Written task: Review the material line by line. Identify and copy every line that contains the string "index".
* Start Data extract *
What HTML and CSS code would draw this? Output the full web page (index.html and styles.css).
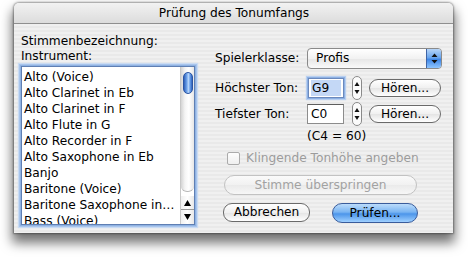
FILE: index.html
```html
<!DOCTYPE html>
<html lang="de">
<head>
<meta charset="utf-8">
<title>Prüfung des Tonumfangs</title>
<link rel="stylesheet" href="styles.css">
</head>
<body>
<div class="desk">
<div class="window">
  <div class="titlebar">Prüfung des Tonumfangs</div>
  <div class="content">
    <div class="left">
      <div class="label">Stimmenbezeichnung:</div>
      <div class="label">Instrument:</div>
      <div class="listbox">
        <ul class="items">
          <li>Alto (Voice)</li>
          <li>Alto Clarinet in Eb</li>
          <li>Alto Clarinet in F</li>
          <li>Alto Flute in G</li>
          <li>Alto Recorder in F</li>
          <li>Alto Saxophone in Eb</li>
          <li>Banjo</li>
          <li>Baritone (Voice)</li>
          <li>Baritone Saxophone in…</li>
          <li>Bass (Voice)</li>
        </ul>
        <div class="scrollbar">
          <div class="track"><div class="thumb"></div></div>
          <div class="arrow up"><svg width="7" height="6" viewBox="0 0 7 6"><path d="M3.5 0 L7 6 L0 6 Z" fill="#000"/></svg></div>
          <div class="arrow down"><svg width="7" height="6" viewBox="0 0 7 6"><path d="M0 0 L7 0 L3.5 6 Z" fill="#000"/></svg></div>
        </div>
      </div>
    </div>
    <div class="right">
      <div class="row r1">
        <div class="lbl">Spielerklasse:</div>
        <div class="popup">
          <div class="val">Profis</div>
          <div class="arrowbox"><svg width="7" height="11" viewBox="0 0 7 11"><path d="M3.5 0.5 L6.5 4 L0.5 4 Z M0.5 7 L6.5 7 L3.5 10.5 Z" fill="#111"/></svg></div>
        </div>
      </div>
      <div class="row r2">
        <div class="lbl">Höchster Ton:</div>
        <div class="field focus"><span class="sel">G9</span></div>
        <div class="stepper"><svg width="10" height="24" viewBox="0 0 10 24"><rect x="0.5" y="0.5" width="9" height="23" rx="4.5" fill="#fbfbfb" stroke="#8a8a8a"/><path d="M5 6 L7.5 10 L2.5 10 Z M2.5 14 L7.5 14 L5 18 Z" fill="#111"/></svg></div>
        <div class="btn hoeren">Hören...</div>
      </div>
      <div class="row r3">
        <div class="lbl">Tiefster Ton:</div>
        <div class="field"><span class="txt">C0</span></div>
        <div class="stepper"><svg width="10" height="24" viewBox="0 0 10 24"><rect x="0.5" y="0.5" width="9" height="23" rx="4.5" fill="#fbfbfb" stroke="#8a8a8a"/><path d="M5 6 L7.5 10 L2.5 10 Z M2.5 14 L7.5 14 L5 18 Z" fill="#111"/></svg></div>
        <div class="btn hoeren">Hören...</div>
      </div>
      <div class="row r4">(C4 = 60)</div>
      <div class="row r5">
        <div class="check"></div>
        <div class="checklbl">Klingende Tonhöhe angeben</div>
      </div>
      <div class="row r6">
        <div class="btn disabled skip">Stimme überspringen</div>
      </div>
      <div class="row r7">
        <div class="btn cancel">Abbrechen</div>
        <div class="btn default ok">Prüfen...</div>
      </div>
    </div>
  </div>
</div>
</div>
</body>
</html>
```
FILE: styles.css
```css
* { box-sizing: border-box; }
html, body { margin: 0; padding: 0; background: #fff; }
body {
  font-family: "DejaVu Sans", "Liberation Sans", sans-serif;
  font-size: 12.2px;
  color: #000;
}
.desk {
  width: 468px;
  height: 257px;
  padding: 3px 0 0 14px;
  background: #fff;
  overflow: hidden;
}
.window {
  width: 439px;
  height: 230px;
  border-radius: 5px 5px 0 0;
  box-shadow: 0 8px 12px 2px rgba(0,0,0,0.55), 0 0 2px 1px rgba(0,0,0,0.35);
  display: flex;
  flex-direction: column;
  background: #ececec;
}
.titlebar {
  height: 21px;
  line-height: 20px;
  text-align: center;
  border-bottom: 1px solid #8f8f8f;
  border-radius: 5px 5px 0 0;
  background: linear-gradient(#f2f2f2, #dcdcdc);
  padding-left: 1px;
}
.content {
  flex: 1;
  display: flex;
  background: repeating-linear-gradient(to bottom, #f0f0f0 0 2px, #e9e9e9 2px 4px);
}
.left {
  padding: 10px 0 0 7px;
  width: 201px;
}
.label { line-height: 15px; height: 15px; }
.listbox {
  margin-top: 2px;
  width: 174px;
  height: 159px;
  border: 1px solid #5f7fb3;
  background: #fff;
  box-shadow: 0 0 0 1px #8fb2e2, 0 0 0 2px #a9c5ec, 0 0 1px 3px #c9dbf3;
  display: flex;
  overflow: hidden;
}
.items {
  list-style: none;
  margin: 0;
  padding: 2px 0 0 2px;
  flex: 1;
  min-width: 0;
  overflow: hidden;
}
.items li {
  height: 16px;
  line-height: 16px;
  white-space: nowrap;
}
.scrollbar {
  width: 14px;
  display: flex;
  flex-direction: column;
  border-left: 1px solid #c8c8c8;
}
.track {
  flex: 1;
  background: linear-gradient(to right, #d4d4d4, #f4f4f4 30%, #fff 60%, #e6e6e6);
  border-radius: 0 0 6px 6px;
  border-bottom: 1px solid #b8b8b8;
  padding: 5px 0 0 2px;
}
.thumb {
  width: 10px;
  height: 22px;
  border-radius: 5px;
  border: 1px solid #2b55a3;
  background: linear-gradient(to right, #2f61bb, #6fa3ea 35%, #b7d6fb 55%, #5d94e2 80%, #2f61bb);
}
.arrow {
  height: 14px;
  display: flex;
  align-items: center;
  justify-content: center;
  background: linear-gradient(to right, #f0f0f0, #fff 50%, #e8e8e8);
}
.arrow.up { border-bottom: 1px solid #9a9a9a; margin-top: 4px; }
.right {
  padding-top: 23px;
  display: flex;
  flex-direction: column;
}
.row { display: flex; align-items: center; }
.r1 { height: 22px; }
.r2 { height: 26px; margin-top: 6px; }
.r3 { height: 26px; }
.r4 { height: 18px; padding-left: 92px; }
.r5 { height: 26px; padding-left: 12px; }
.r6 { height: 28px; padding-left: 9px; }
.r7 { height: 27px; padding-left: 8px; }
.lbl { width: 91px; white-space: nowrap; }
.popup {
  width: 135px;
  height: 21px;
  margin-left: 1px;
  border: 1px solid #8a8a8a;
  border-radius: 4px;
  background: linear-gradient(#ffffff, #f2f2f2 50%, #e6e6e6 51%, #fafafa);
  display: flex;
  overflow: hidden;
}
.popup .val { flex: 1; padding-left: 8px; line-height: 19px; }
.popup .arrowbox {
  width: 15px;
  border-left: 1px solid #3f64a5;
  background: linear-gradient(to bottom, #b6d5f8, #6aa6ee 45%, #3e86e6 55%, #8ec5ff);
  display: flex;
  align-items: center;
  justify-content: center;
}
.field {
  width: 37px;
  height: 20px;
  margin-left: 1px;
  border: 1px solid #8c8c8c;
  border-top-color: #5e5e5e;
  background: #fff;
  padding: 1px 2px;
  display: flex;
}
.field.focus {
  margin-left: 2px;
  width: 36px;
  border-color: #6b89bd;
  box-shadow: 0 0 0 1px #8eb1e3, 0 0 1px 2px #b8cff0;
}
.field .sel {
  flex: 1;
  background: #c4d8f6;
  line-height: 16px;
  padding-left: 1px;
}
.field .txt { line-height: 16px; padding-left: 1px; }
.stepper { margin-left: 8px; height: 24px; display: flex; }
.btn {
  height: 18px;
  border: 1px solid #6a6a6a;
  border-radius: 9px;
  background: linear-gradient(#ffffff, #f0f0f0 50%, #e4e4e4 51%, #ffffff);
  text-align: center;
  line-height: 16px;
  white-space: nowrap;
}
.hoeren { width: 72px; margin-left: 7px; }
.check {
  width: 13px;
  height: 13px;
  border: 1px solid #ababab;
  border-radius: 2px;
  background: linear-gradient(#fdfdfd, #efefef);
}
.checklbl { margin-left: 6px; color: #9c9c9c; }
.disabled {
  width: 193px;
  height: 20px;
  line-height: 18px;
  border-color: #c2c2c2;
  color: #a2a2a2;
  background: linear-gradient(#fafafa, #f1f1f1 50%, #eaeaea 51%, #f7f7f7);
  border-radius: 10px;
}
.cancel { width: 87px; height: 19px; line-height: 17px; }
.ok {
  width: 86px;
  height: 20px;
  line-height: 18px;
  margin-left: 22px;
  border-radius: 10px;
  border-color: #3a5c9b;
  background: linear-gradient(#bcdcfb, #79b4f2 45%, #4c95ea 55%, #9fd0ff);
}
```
* End Data extract *
Task result:
What HTML and CSS code would draw this? Output the full web page (index.html and styles.css).
FILE: index.html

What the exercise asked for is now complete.